Cuando se sacrifica un fin jurídico (sigo en términos de Benjamín), como el de salvaguardar la vida de las personas, en aras de salvaguardar, sin menoscabo alguno, el derecho mismo (ut supra), o sea el derecho del Estado, definido por el monopolio de la violencia legítima, el motivo más usualmente alegado para obtener -y con sorprendente eficacia- la aquiescencia de los particulares es el de que la vida del secuestrado o los secuestrados actuales, y con nombres y apellidos, se sacrifica precisamente para salvar las vidas de otros posibles e hipotéticos secuestrados futuros, para los que, si -con el propósito, ciertamente noble, de salvar a los actuales- se sienta el precedente de pagar rescates, no se conseguirá sino estimular el incremento de nuevos secuestradores, atraídos por la segura rentabilidad de la extorsión. Con la denegación del pago del rescate, los secuestrados actuales y concretos pagan con su vida la salvación de las vidas de otras todavía indeterminadas e imaginarias víctimas futuras. Lo insincero, poco verosímil y hasta aberrante de este motivo, hace que el trance sea una de las circunstancias en que los poderes públicos se emplean más denodadamente en proclamar la autoexoneración de toda suerte de responsabilidades, no sólo de lo que, con la denegación del pago del rescate, los secuestradores puedan perpetrar contra las víctimas, sino también de los daños o las muertes que pueda acarrearles la intervención de sus libertadores.
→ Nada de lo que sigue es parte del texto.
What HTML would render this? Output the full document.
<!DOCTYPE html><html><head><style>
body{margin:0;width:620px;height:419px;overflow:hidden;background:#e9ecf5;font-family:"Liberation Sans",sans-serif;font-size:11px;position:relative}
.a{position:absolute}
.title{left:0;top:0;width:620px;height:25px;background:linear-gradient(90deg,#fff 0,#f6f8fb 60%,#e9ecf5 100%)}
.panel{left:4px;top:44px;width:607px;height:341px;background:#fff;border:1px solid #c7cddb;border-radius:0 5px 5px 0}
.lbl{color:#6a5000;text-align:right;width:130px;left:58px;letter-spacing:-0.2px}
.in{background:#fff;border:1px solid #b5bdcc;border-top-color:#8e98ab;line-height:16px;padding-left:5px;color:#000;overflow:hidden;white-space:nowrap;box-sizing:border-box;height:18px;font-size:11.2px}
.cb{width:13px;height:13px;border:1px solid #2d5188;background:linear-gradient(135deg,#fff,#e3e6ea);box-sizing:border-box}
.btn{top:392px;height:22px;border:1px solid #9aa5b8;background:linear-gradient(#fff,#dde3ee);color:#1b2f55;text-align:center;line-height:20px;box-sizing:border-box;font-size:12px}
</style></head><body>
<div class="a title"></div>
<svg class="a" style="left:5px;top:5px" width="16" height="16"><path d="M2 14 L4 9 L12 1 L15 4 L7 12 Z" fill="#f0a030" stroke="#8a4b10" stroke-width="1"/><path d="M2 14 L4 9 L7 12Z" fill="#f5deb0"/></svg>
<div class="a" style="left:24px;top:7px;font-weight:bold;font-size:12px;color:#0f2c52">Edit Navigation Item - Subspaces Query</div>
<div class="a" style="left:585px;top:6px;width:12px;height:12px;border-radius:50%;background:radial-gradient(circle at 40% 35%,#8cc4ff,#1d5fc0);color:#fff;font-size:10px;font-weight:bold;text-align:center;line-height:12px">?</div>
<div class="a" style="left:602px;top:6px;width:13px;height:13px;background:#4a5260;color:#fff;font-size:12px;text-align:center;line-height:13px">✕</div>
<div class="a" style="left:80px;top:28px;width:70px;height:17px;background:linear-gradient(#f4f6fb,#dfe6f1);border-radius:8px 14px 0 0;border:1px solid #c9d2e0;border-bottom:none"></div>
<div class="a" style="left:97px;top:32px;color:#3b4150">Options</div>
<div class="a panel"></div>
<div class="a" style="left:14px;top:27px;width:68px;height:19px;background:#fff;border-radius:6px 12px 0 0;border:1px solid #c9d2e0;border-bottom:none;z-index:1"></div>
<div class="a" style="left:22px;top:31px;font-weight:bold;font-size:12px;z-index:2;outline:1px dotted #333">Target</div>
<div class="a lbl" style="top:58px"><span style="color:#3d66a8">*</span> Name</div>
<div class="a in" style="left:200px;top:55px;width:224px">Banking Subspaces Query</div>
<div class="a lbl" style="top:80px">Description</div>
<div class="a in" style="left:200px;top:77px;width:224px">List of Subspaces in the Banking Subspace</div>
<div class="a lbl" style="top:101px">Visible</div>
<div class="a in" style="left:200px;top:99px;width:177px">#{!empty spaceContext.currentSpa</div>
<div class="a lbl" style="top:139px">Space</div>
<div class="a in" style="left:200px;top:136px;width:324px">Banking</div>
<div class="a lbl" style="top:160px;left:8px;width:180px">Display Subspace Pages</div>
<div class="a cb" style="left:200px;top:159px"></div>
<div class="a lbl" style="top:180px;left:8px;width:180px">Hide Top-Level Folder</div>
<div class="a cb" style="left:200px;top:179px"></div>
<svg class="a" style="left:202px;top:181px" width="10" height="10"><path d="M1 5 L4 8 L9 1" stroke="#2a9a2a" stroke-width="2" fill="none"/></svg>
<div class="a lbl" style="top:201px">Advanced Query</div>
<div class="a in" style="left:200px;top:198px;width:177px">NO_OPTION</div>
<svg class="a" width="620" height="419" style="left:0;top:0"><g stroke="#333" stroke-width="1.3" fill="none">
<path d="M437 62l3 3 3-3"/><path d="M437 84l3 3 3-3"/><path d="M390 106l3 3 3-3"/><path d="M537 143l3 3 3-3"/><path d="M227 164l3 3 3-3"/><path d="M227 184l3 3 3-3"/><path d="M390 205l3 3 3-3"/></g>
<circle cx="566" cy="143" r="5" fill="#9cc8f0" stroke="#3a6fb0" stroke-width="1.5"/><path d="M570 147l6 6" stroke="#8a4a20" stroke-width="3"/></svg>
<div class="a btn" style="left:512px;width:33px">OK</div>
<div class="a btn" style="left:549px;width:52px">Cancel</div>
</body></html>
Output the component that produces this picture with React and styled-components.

Así lo hizo, marcando muy firme y gravemente su dictamen, el entonces presidente don José María Aznar a raíz del secuestro y el desastre del teatro de Moscú; corrió inmediata e incondicionalmente a poner su bigote al lado de Putin, eximiéndole de toda posible «responsabilidad» en la cruenta operación liberadora, mediante la proyección total y exclusiva de las culpas sobre los secuestradores. Aunque no sepamos muy bien cuál pueda ser el contenido y el sentido de estos hoy tan frecuentes peloteos de autoexenciones y proyecciones de responsabilidades («Tú serás el único responsable», etcétera), en la defensa cerrada de Putin por parte de Aznar parece reconocerse bien el dogma de «El Estado no puede dar muestras de debilidad». Este imperativo pertenece, evidentemente, al supremo derecho del Estado como titular del monopolio de la violencia legítima, y significa que cuando el Estado se halla ante un trance que comporta de hecho una efectiva situación de debilidad, no debe reconocer de derecho tal situación de debilidad, sino arrollar por encima de ella y hacer prevalecer, si es preciso a sangre y fuego, el derecho mismo que como Estado lo constituye. Polinices no debe recibir sepultura. Videant Consules.